I'm guessing that if I continue to read these books from long ago, I'm going to some how figure out how to understand them better. It's not that they're poorly written and all, it's just everything I've grown up with, all those science fiction movies and TV series are all built on the foundation people like Heinlein created. I've got to get passed the block in my mind that says "Seen this done before. Next."
You know what I mean?

09 February 2015

Books: Swan Song By Robert McCammon (1987)

While the post-apocalyptic genre has been around for many generations, I've only read a handful of them -after all not many writers bring something new to add to the table. Still, since nuclear war, World War III, was always the catalyst for the story, I usually passed them over. Stephen King's The Stand, which I read around 1980, was the first of this genre (I think) to end world not with a bang, but with a whisper -a super flu (called Captain Trips). Since the 1978 release of King's book, a lot of authors have used some sort of mutated organism to end the world. 

Back in 1987, when Robert McCammon released Swan Song, I was not put off by it's mass market length (956 pages), but by the fact that for me, King's The Stand was the best book ever written about the end of the world. Also, since I had discovered King, he became the only author I really wanted to read in the horror fiction genre. Yes, I read John Saul, Dean Koontz, Anne Rice, and few others, but they all seemed to pale next King (especially Koontz, someone I always deemed as conservative Americans safe horror writer; a guy who produced paint-by-numbers fiction designed not to be anything distasteful or liberal). And this tendency to read one author in one genre never applied to science fiction or fantasy that I read, as I bounced all over the place in my early years of reading (though I think everyone has tendency to stick to their favorite author). Yet, despite my misgivings, I do remember owing a copy of Swan Song. But I never read it. 

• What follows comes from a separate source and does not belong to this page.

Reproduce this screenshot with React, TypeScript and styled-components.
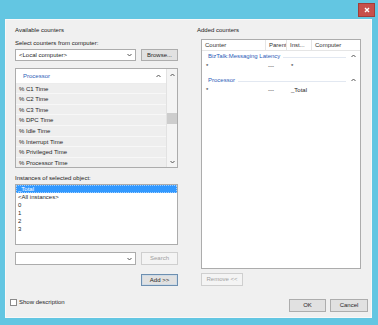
import styled, { createGlobalStyle, css } from 'styled-components'
import type { FC, ReactNode } from 'react'

const GlobalStyle = createGlobalStyle`
  html, body {
    margin: 0;
    padding: 0;
    background: #63c6e2;
  }
  body {
    font-family: "Liberation Sans", Arial, sans-serif;
    font-size: 6px;
    color: #1f1f1f;
  }
  * {
    box-sizing: border-box;
  }
`

const Window = styled.div`
  width: 378px;
  height: 325px;
  background: #63c6e2;
  display: flex;
  flex-direction: column;
  overflow: hidden;
`

const TitleBar = styled.div`
  height: 19px;
  display: flex;
  align-items: flex-start;
`

const Caption = styled.span<{ offset: number }>`
  margin-left: ${({ offset }) => offset}px;
  margin-top: -6px;
  font-size: 7px;
  line-height: 8px;
  color: #2e2e2e;
  white-space: nowrap;
`

const CloseButton = styled.div`
  margin: 3px 3px 0 auto;
  width: 17px;
  height: 14px;
  background: #c7504b;
  border: 1px solid #a23d39;
  display: flex;
  align-items: center;
  justify-content: center;
`

const Body = styled.div`
  height: 299px;
  margin: 0 6px 0 5px;
  background: #f0f0f0;
  box-shadow: inset 0 0 0 1px #f8f8f8;
  padding: 7px 4px 0 5px;
  display: flex;
  flex-direction: column;
`

const Main = styled.div`
  display: flex;
  gap: 19px;
  margin-left: 5px;
`

const Column = styled.div<{ width: number }>`
  width: ${({ width }) => width}px;
  display: flex;
  flex-direction: column;
`

const Label = styled.div<{ top?: number }>`
  margin-top: ${({ top = 0 }) => top}px;
  height: 8px;
  line-height: 8px;
  white-space: nowrap;
  color: #222;
`

const Row = styled.div<{ top?: number }>`
  display: flex;
  gap: 5px;
  margin-top: ${({ top = 0 }) => top}px;
`

const Combo = styled.div<{ height: number }>`
  width: 121px;
  height: ${({ height }) => height}px;
  border: 1px solid #acacac;
  background: #fff;
  display: flex;
  align-items: center;
  justify-content: space-between;
  padding: 0 3px 0 3px;
  white-space: nowrap;
`

const Button = styled.div<{
  width: number
  height: number
  variant?: 'normal' | 'disabled' | 'default'
}>`
  width: ${({ width }) => width}px;
  height: ${({ height }) => height}px;
  line-height: ${({ height }) => height - 2}px;
  text-align: center;
  white-space: nowrap;
  background: #e1e1e1;
  border: 1px solid #adadad;
  color: #1f1f1f;

  ${({ variant }) =>
    variant === 'disabled' &&
    css`
      background: #f4f4f4;
      border-color: #cfcfcf;
      color: #a0a0a0;
    `}

  ${({ variant }) =>
    variant === 'default' &&
    css`
      border-color: #6d8fb0;
      box-shadow: inset 0 0 0 1px #cfdbe6;
    `}
`

const CounterList = styled.div`
  margin-top: 7px;
  height: 100px;
  border: 1px solid #acacac;
  background: #fff;
  display: flex;
  overflow: hidden;
`

const ListArea = styled.div`
  flex: 1;
  display: flex;
  flex-direction: column;
  overflow: hidden;
`

const ObjectHeader = styled.div`
  flex: none;
  height: 14.5px;
  display: flex;
  align-items: center;
  padding: 0 5px 0 7px;
  color: #2b5cb8;
  border-bottom: 1px solid #ececec;
`

const Spacer = styled.div`
  flex: 1;
`

const CounterRow = styled.div`
  flex: none;
  height: 10.65px;
  line-height: 10.65px;
  padding-left: 3px;
  background: #eeeeee;
  box-shadow: inset 0 -1px 0 #f7f7f7;
  white-space: nowrap;
`

const Scrollbar = styled.div`
  width: 11px;
  border-left: 1px solid #e2e2e2;
  background: #f4f4f4;
  display: flex;
  flex-direction: column;
`

const ScrollArrow = styled.div`
  height: 11px;
  display: flex;
  align-items: center;
  justify-content: center;
`

const Track = styled.div`
  flex: 1;
`

const Thumb = styled.div`
  margin-top: 33px;
  height: 11px;
  background: #cdcdcd;
`

const InstanceBox = styled.div`
  margin-top: 2px;
  height: 61px;
  border: 1px solid #acacac;
  background: #fff;
  padding-top: 0;
`

const InstanceRow = styled.div<{ selected?: boolean }>`
  height: 8px;
  line-height: 8px;
  padding-left: 2px;
  white-space: nowrap;

  ${({ selected }) =>
    selected &&
    css`
      background: #3399ff;
      color: #fff;
      outline: 1px dotted #9fcfff;
      outline-offset: -1px;
    `}
`

const AddRow = styled.div`
  margin-top: 9px;
  display: flex;
  justify-content: flex-end;
`

const AddedBox = styled.div`
  margin: 5px 0 0 4px;
  width: 160px;
  height: 230px;
  border: 1px solid #acacac;
  background: #fff;
`

const Columns = styled.div`
  display: grid;
  grid-template-columns: 64px 21px 25px 1fr;
`

const HeaderRow = styled(Columns)`
  height: 11px;
  border-bottom: 1px solid #e5e5e5;
`

const HeaderCell = styled.div`
  line-height: 10px;
  padding-left: 3px;
  border-right: 1px solid #e5e5e5;
  white-space: nowrap;
  overflow: hidden;
  color: #333;

  &:last-child {
    border-right: none;
  }
`

const GroupHeader = styled.div<{ top?: number }>`
  margin-top: ${({ top = 0 }) => top}px;
  height: 10px;
  display: flex;
  align-items: center;
  padding: 0 4px 0 6px;
  color: #2b5cb8;
  white-space: nowrap;
`

const GroupLine = styled.div`
  flex: 1;
  height: 1px;
  margin: 3px 5px 0 3px;
  background: #e2e8f1;
`

const DataRow = styled(Columns)`
  height: 10px;
  line-height: 10px;
`

const Cell = styled.div<{ pad: number }>`
  padding-left: ${({ pad }) => pad}px;
  white-space: nowrap;
`

const RemoveRow = styled.div`
  margin: 4px 0 0 4px;
`

const BottomRow = styled.div`
  margin-top: 13px;
  display: flex;
  align-items: flex-start;
`

const CheckField = styled.label`
  display: flex;
  align-items: center;
  gap: 2px;
  height: 7px;
  line-height: 7px;
`

const CheckBox = styled.span`
  width: 7px;
  height: 7px;
  border: 1px solid #8a8a8a;
  background: #fff;
`

const DialogButtons = styled.div`
  margin-left: auto;
  display: flex;
  gap: 4px;
`

const Chevron: FC<{ up?: boolean }> = ({ up }) => (
  <svg width="5" height="4" viewBox="0 0 5 4">
    <polyline
      points={up ? '0.5,3 2.5,1 4.5,3' : '0.5,1 2.5,3 4.5,1'}
      fill="none"
      stroke="#555"
      strokeWidth="1"
    />
  </svg>
)

const CloseGlyph = () => (
  <svg width="6" height="6" viewBox="0 0 6 6">
    <path d="M1 1 L5 5 M5 1 L1 5" stroke="#fff" strokeWidth="1.4" />
  </svg>
)

const counters = [
  '% C1 Time',
  '% C2 Time',
  '% C3 Time',
  '% DPC Time',
  '% Idle Time',
  '% Interrupt Time',
  '% Privileged Time',
  '% Processor Time',
]

const instances = ['_Total', '<All instances>', '0', '1', '2', '3']

const added: Array<{ group: string; rows: Array<[string, string, string, string]> }> = [
  { group: 'BizTalk:Messaging Latency', rows: [['*', '---', '*', '']] },
  { group: 'Processor', rows: [['*', '---', '_Total', '']] },
]

const cellPads = [4, 2, 4, 3]

const DropCombo: FC<{ height: number; children?: ReactNode }> = ({ height, children }) => (
  <Combo height={height}>
    <span>{children}</span>
    <Chevron />
  </Combo>
)

export default function App() {
  return (
    <Window>
      <GlobalStyle />
      <TitleBar>
        <Caption offset={2}>Performance Monitor</Caption>
        <Caption offset={40}>Add Counters</Caption>
        <CloseButton>
          <CloseGlyph />
        </CloseButton>
      </TitleBar>

      <Body>
        <Main>
          <Column width={163}>
            <Label>Available counters</Label>
            <Label top={5}>Select counters from computer:</Label>
            <Row top={2}>
              <DropCombo height={12}>&lt;Local computer&gt;</DropCombo>
              <Button width={37} height={12}>
                Browse...
              </Button>
            </Row>

            <CounterList>
              <ListArea>
                <ObjectHeader>
                  Processor
                  <Spacer />
                  <Chevron up />
                </ObjectHeader>
                {counters.map((name) => (
                  <CounterRow key={name}>{name}</CounterRow>
                ))}
              </ListArea>
              <Scrollbar>
                <ScrollArrow>
                  <Chevron up />
                </ScrollArrow>
                <Track>
                  <Thumb />
                </Track>
                <ScrollArrow>
                  <Chevron />
                </ScrollArrow>
              </Scrollbar>
            </CounterList>

            <Label top={6}>Instances of selected object:</Label>
            <InstanceBox>
              {instances.map((name, i) => (
                <InstanceRow key={name} selected={i === 0}>
                  {name}
                </InstanceRow>
              ))}
            </InstanceBox>

            <Row top={7}>
              <DropCombo height={13} />
              <Button width={37} height={13} variant="disabled">
                Search
              </Button>
            </Row>

            <AddRow>
              <Button width={37} height={12} variant="default">
                Add &gt;&gt;
              </Button>
            </AddRow>
          </Column>

          <Column width={165}>
            <Label>Added counters</Label>
            <AddedBox>
              <HeaderRow>
                <HeaderCell>Counter</HeaderCell>
                <HeaderCell>Parent</HeaderCell>
                <HeaderCell>Inst...</HeaderCell>
                <HeaderCell>Computer</HeaderCell>
              </HeaderRow>
              {added.map(({ group, rows }, gi) => (
                <div key={group}>
                  <GroupHeader top={gi === 0 ? 0 : 4}>
                    {group}
                    <GroupLine />
                    <Chevron up />
                  </GroupHeader>
                  {rows.map((row, ri) => (
                    <DataRow key={ri}>
                      {row.map((value, ci) => (
                        <Cell key={ci} pad={cellPads[ci]}>
                          {value}
                        </Cell>
                      ))}
                    </DataRow>
                  ))}
                </div>
              ))}
            </AddedBox>
            <RemoveRow>
              <Button width={42} height={13} variant="disabled">
                Remove &lt;&lt;
              </Button>
            </RemoveRow>
          </Column>
        </Main>

        <BottomRow>
          <CheckField>
            <CheckBox />
            Show description
          </CheckField>
          <DialogButtons>
            <Button width={37} height={13}>
              OK
            </Button>
            <Button width={38} height={13}>
              Cancel
            </Button>
          </DialogButtons>
        </BottomRow>
      </Body>
    </Window>
  )
}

Now nearly 28 years since its first release, I discovered a copy (first printing as well) of McCammon's epic novel at a Goodwill store. Having given away some books due to moving around (ones that I felt I would never get too), I thought maybe this time was the universe telling me it was finally time to read this book. 

On the edge of a barren Kansas landscape, an ex-wrestler called Black Frankenstein hears the cry..."Protect the Child!"---In the wasteland of New York City, a bag lady clutches a strange glass ring and feels magic coursing through her---Within an Idaho mountain, a survivalist compound lies in ruins, and a young boy learns how to kill. In a wasteland born of nuclear rage, in a world of mutant animals and marauding armies, the last people on earth are now the first. There is Sister, who discovers the strange and transformative glass artifact in the destroyed Manhattan streets; Joshua Hutchins, the wrestler who takes refuge from the nuclear fallout at a Nebraska gas station; and Swan, a young girl possessing special powers, who travels alongside Josh to a Missouri town where healing and recovery can begin with Swan's gifts. While the destines of those who survived the unsurvivable are inedibly bound to meet, there is also another entity, an ancient evil that now roams the blasted nightmare country, an evil as old as time. He is the Man with the Scarlet Eye, the Man of Many Faces, and he'll gather under his power the forces of human greed and madness that always seem to survive. For he seeks to destroy the one thing that he knows can stop him, stop his party as he says, a young girl called Swan.

A lot of Swan Song resembles King's The Stand, but I don't think that is bad. My biggest issue with the book comes in the form of James Macklin (though thanks to Parks & Recreation, I kept think of Chris Pratt's character of Andy Dwyer and his fake FBI agent Burt Macklin) and Roland Croninger, two of the villains of the book who the reader knows from their first introductions that they're psychotic and evil sociopaths. As noted, the book is 950 plus pages long, and you would think that you might give the reader a chance to like these guys before turing them into horrible people. Instead, we see their evilness from the get go. Also, we don't get much information of entity that is Friend (as he calls himself towards the end, but went under several names before). We can assume that he's some sort of demon, but who and how he came into existence is never fully explained. 

Is McCammon, as he has said, "'the poor man's Stephen King,' and that I was 'walking on King and Straub's territory,' that I was a rip-off artist and a hack with no style of my own?" I'm not sure, as I thought the book was still well written. The thing is, I understand the publishing industry (like most media) is based on flavor of the month. And what is hugely successful must have an imitation. Stephen King can be credited with bringing the horror genre out of the dark Gothic corner it painted itself into by setting his tales in modern times with easily accessible and (importantly) believable characters, but I always knew that other publishers were going to capitalize on that. I think McCammon does a fine job here, even if he borrows heavily from King.